* Records supplied:
** Start **

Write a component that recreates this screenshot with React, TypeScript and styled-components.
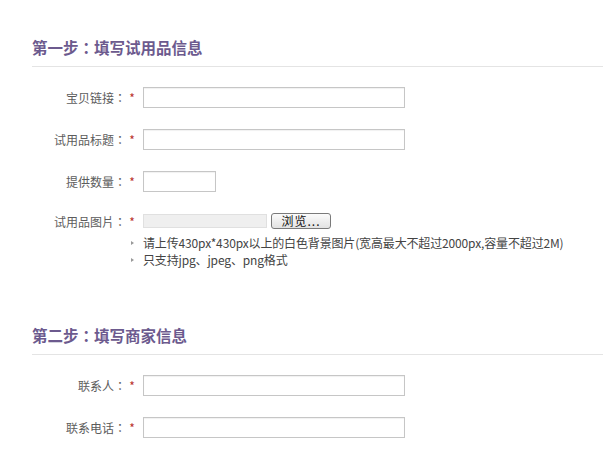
import React from "react";
import styled, { createGlobalStyle } from "styled-components";

const GlobalStyle = createGlobalStyle`
    body{
        margin:0;
        background:#fff;
        font-family:"Noto Sans CJK TC","Noto Sans CJK SC","Liberation Sans",sans-serif;
        font-size:12px;
        color:#555;
    }
`;

const Page = styled.div`
    padding-top:37px;
    width:603px;
`;

const Section = styled.div<{ $gap?: number }>`
    margin-top:${({ $gap }) => $gap || 0}px;
`;

const Title = styled.h2`
    margin:0 0 0 32px;
    padding-bottom:9px;
    border-bottom:1px solid #e4e4e4;
    font-size:15.5px;
    line-height:20px;
    font-weight:bold;
    color:#6c5a8e;
`;

const Rows = styled.div`
    display:flex;
    flex-direction:column;
    gap:21px;
    margin-top:20px;
    padding-left:32px;
`;

const Row = styled.div`
    display:flex;
    align-items:center;
    height:21px;
`;

const Label = styled.span`
    width:94px;
    text-align:right;
    color:#5c5c5c;
    white-space:nowrap;
`;

const Star = styled.span`
    width:12px;
    margin-right:5px;
    text-align:center;
    color:#b8322a;
`;

const TextInput = styled.input<{ $width: number }>`
    box-sizing:border-box;
    width:${({ $width }) => $width}px;
    height:21px;
    margin:0;
    padding:0 4px;
    border:1px solid #c6c6c6;
    box-shadow:inset 0 1px 1px rgba(0,0,0,0.06);
    outline:none;
    font:inherit;
`;

const FileRow = styled(Row)`
    height:16px;
`;

const FileField = styled.div`
    box-sizing:border-box;
    width:124px;
    height:14px;
    background:#efefef;
    border:1px solid #e0e0e0;
`;

const BrowseButton = styled.button`
    box-sizing:border-box;
    width:60px;
    height:16px;
    margin-left:4px;
    padding:0;
    border:1px solid #7a7a7a;
    border-radius:3px;
    background:linear-gradient(#fbfbfb,#e2e2e2);
    font:inherit;
    font-size:12px;
    line-height:14px;
    color:#111;
    letter-spacing:1px;
`;

const Hints = styled.ul`
    list-style:none;
    margin:5px 0 0 131px;
    padding:0;
`;

const Hint = styled.li`
    display:flex;
    align-items:center;
    line-height:17px;
    color:#444;
    white-space:nowrap;
    letter-spacing:-0.15px;
    font-family:"Noto Sans CJK SC","Liberation Sans",sans-serif;
    &::before{
        content:"";
        width:0;
        height:0;
        margin-right:9px;
        border-top:2.5px solid transparent;
        border-bottom:2.5px solid transparent;
        border-left:3px solid #999;
    }
`;

type Field = { label: string; width: number };

const step1: Field[] = [
    { label: "宝贝链接：", width: 262 },
    { label: "试用品标题：", width: 262 },
    { label: "提供数量：", width: 73 },
];

const step2: Field[] = [
    { label: "联系人：", width: 262 },
    { label: "联系电话：", width: 262 },
];

function FieldRow({ label, width }: Field) {
    return <Row>
        <Label>{label}</Label>
        <Star>*</Star>
        <TextInput $width={width} />
    </Row>;
}

export default function App() {
    return <Page>
        <GlobalStyle />
        <Section>
            <Title>第一步：填写试用品信息</Title>
            <Rows>
                {step1.map(f => <FieldRow key={f.label} {...f} />)}
                <div>
                    <FileRow>
                        <Label>试用品图片：</Label>
                        <Star>*</Star>
                        <FileField />
                        <BrowseButton>浏览...</BrowseButton>
                    </FileRow>
                </div>
            </Rows>
            <Hints>
                <Hint>请上传430px*430px以上的白色背景图片(宽高最大不超过2000px,容量不超过2M)</Hint>
                <Hint>只支持jpg、jpeg、png格式</Hint>
            </Hints>
        </Section>
        <Section $gap={57}>
            <Title>第二步：填写商家信息</Title>
            <Rows>
                {step2.map(f => <FieldRow key={f.label} {...f} />)}
            </Rows>
        </Section>
    </Page>;
}
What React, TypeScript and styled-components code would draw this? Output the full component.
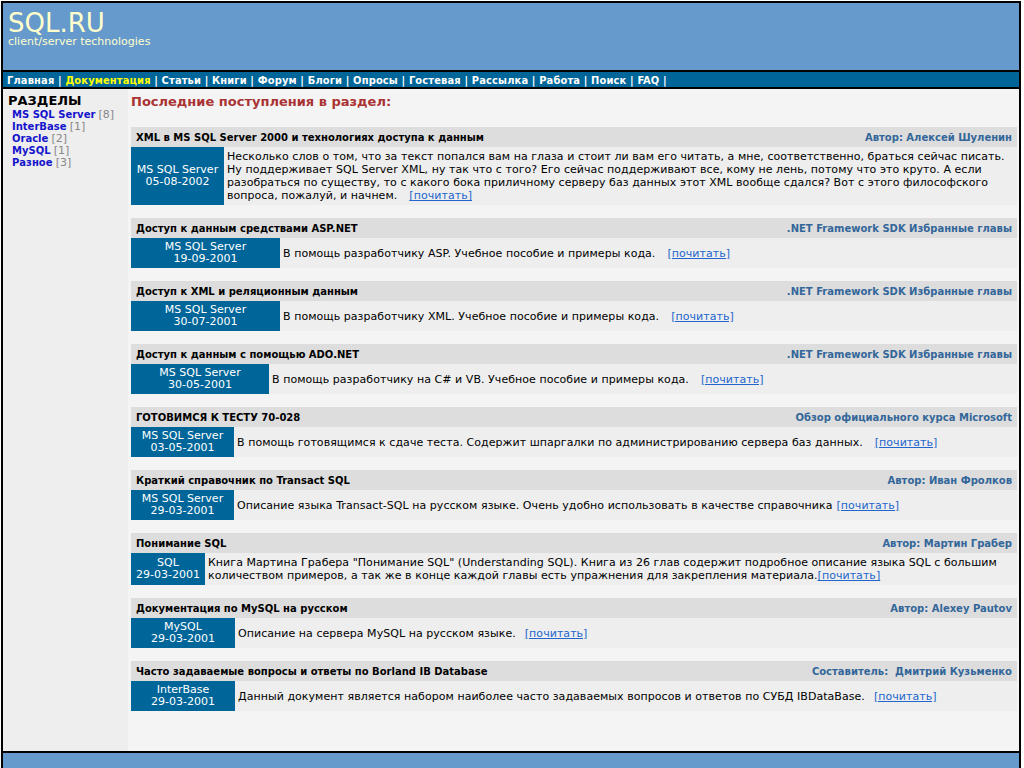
import React from "react";
import styled, { createGlobalStyle } from "styled-components";

const Global = createGlobalStyle`
  html, body { margin: 0; padding: 0; background: #fff; overflow: hidden; }
  body { font-family: "DejaVu Sans", Verdana, sans-serif; }
`;

const Page = styled.div`
  margin: 1px 3px 0 1px;
  border: 2px solid #000;
  border-bottom: none;
  background: #f4f4f4;
`;

const Header = styled.header`
  height: 67px;
  box-sizing: border-box;
  padding: 7px 5px 0;
  background: #6699cc;
  color: #ffffcc;
`;

const Logo = styled.div`
  font-size: 26px;
  line-height: 26px;
`;

const Tagline = styled.div`
  font-size: 11px;
  line-height: 12px;
`;

const Nav = styled.nav`
  height: 12px;
  padding: 3px 0 0 4px;
  background: #006699;
  border-top: 2px solid #000;
  border-bottom: 2px solid #000;
  font-family: "DejaVu Sans Condensed", "DejaVu Sans", sans-serif;
  font-weight: bold;
  font-size: 11px;
  letter-spacing: 0.15px;
  line-height: 12px;
  color: #fff;
  white-space: nowrap;
  overflow: hidden;
`;

const NavLink = styled.span<{ $active?: boolean }>`
  color: ${(p) => (p.$active ? "#ffff00" : "#ffffff")};
`;

const Content = styled.div`
  display: grid;
  grid-template-columns: 125px 1fr;
  min-height: 662px;
`;

const Sidebar = styled.aside`
  background: #eeeeee;
  padding: 5px 0 0 5px;
`;

const SideTitle = styled.div`
  font-weight: bold;
  font-size: 13px;
  line-height: 14px;
  color: #000;
  margin-bottom: 1px;
`;

const SideItem = styled.div`
  padding-left: 4px;
  font-size: 10px;
  line-height: 12px;
`;

const SideLink = styled.span`
  font-weight: bold;
  color: #1414cc;
`;

const Count = styled.span`
  color: #888;
  font-size: 11px;
`;

const Main = styled.main`
  padding: 5px 2px 10px 3px;
`;

const Heading = styled.h1`
  margin: 0 0 17px;
  font-size: 13px;
  line-height: 16px;
  font-weight: bold;
  color: #aa3333;
`;

const Article = styled.section`
  margin-bottom: 13px;
`;

const TitleRow = styled.div`
  display: flex;
  justify-content: space-between;
  align-items: center;
  height: 20px;
  padding: 0 5px;
  background: #dddddd;
  font-size: 10px;
  font-weight: bold;
`;

const Title = styled.span`
  color: #000;
`;

const Author = styled.span`
  color: #336699;
  white-space: pre;
`;

const Body = styled.div`
  display: flex;
  background: #eeeeee;
`;

const Cat = styled.div<{ $w: number }>`
  flex: 0 0 ${(p) => p.$w}px;
  display: flex;
  flex-direction: column;
  justify-content: center;
  align-items: center;
  padding: 3px 0;
  background: #006699;
  color: #fff;
  font-size: 11px;
  line-height: 12px;
  white-space: nowrap;
`;

const Text = styled.div`
  flex: 1;
  display: flex;
  align-items: center;
  padding: 3px;
  font-size: 11px;
  line-height: 13px;
  letter-spacing: 0.05px;
  color: #000;
`;

const Read = styled.a<{ $gap: number }>`
  margin-left: ${(p) => p.$gap}px;
  color: #2266cc;
  text-decoration: underline;
`;

const Footer = styled.footer`
  height: 20px;
  background: #6699cc;
  border-top: 2px solid #000;
`;

const nav = [
  "Главная",
  "Документация",
  "Статьи",
  "Книги",
  "Форум",
  "Блоги",
  "Опросы",
  "Гостевая",
  "Рассылка",
  "Работа",
  "Поиск",
  "FAQ",
];

const sections: [string, number][] = [
  ["MS SQL Server", 8],
  ["InterBase", 1],
  ["Oracle", 2],
  ["MySQL", 1],
  ["Разное", 3],
];

type Item = {
  title: string;
  author: string;
  cat: string;
  date: string;
  w: number;
  lines: string[];
  gap: number;
};

const items: Item[] = [
  {
    title: "XML в MS SQL Server 2000 и технологиях доступа к данным",
    author: "Автор: Алексей Шуленин",
    cat: "MS SQL Server",
    date: "05-08-2002",
    w: 93,
    lines: [
      "Несколько слов о том, что за текст попался вам на глаза и стоит ли вам его читать, а мне, соответственно, браться сейчас писать.",
      "Ну поддерживает SQL Server XML, ну так что с того? Его сейчас поддерживают все, кому не лень, потому что это круто. А если",
      "разобраться по существу, то с какого бока приличному серверу баз данных этот XML вообще сдался? Вот с этого философского",
      "вопроса, пожалуй, и начнем.",
    ],
    gap: 12,
  },
  {
    title: "Доступ к данным средствами ASP.NET",
    author: ".NET Framework SDK Избранные главы",
    cat: "MS SQL Server",
    date: "19-09-2001",
    w: 149,
    lines: ["В помощь разработчику ASP. Учебное пособие и примеры кода."],
    gap: 12,
  },
  {
    title: "Доступ к XML и реляционным данным",
    author: ".NET Framework SDK Избранные главы",
    cat: "MS SQL Server",
    date: "30-07-2001",
    w: 149,
    lines: ["В помощь разработчику XML. Учебное пособие и примеры кода."],
    gap: 12,
  },
  {
    title: "Доступ к данным с помощью ADO.NET",
    author: ".NET Framework SDK Избранные главы",
    cat: "MS SQL Server",
    date: "30-05-2001",
    w: 138,
    lines: ["В помощь разработчику на C# и VB. Учебное пособие и примеры кода."],
    gap: 12,
  },
  {
    title: "ГОТОВИМСЯ К ТЕСТУ 70-028",
    author: "Обзор официального курса Microsoft",
    cat: "MS SQL Server",
    date: "03-05-2001",
    w: 103,
    lines: [
      "В помощь готовящимся к сдаче теста. Содержит шпаргалки по администрированию сервера баз данных.",
    ],
    gap: 12,
  },
  {
    title: "Краткий справочник по Transact SQL",
    author: "Автор: Иван Фролков",
    cat: "MS SQL Server",
    date: "29-03-2001",
    w: 103,
    lines: [
      "Описание языка Transact-SQL на русском языке. Очень удобно использовать в качестве справочника",
    ],
    gap: 4,
  },
  {
    title: "Понимание SQL",
    author: "Автор: Мартин Грабер",
    cat: "SQL",
    date: "29-03-2001",
    w: 74,
    lines: [
      "Книга Мартина Грабера \"Понимание SQL\" (Understanding SQL). Книга из 26 глав содержит подробное описание языка SQL с большим",
      "количеством примеров, а так же в конце каждой главы есть упражнения для закрепления материала.",
    ],
    gap: 0,
  },
  {
    title: "Документация по MySQL на русском",
    author: "Автор: Alexey Pautov",
    cat: "MySQL",
    date: "29-03-2001",
    w: 104,
    lines: ["Описание на сервера MySQL на русском языке."],
    gap: 9,
  },
  {
    title: "Часто задаваемые вопросы и ответы по Borland IB Database",
    author: "Составитель:  Дмитрий Кузьменко",
    cat: "InterBase",
    date: "29-03-2001",
    w: 104,
    lines: [
      "Данный документ является набором наиболее часто задаваемых вопросов и ответов по СУБД IBDataBase.",
    ],
    gap: 9,
  },
];

export default function App() {
  return (
    <>
      <Global />
      <Page>
        <Header>
          <Logo>SQL.RU</Logo>
          <Tagline>client/server technologies</Tagline>
        </Header>
        <Nav>
          {nav.map((n, i) => (
            <React.Fragment key={n}>
              {i > 0 ? " " : ""}
              <NavLink $active={n === "Документация"}>{n}</NavLink> |
            </React.Fragment>
          ))}
        </Nav>
        <Content>
          <Sidebar>
            <SideTitle>РАЗДЕЛЫ</SideTitle>
            {sections.map(([name, c]) => (
              <SideItem key={name}>
                <SideLink>{name}</SideLink> <Count>[{c}]</Count>
              </SideItem>
            ))}
          </Sidebar>
          <Main>
            <Heading>Последние поступления в раздел:</Heading>
            {items.map((it) => (
              <Article key={it.title}>
                <TitleRow>
                  <Title>{it.title}</Title>
                  <Author>{it.author}</Author>
                </TitleRow>
                <Body>
                  <Cat $w={it.w}>
                    <span>{it.cat}</span>
                    <span>{it.date}</span>
                  </Cat>
                  <Text>
                    <div>
                      {it.lines.map((l, i) => (
                        <React.Fragment key={i}>
                          {i > 0 && <br />}
                          {l}
                        </React.Fragment>
                      ))}
                      <Read href="#" $gap={it.gap}>
                        [почитать]
                      </Read>
                    </div>
                  </Text>
                </Body>
              </Article>
            ))}
          </Main>
        </Content>
        <Footer />
      </Page>
    </>
  );
}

** End **

* Goal of the exercise: List the lines that contain the word "components".

* Written solution:
Write a component that recreates this screenshot with React, TypeScript and styled-components.
import styled, { createGlobalStyle } from "styled-components";
What React, TypeScript and styled-components code would draw this? Output the full component.
import styled, { createGlobalStyle } from "styled-components";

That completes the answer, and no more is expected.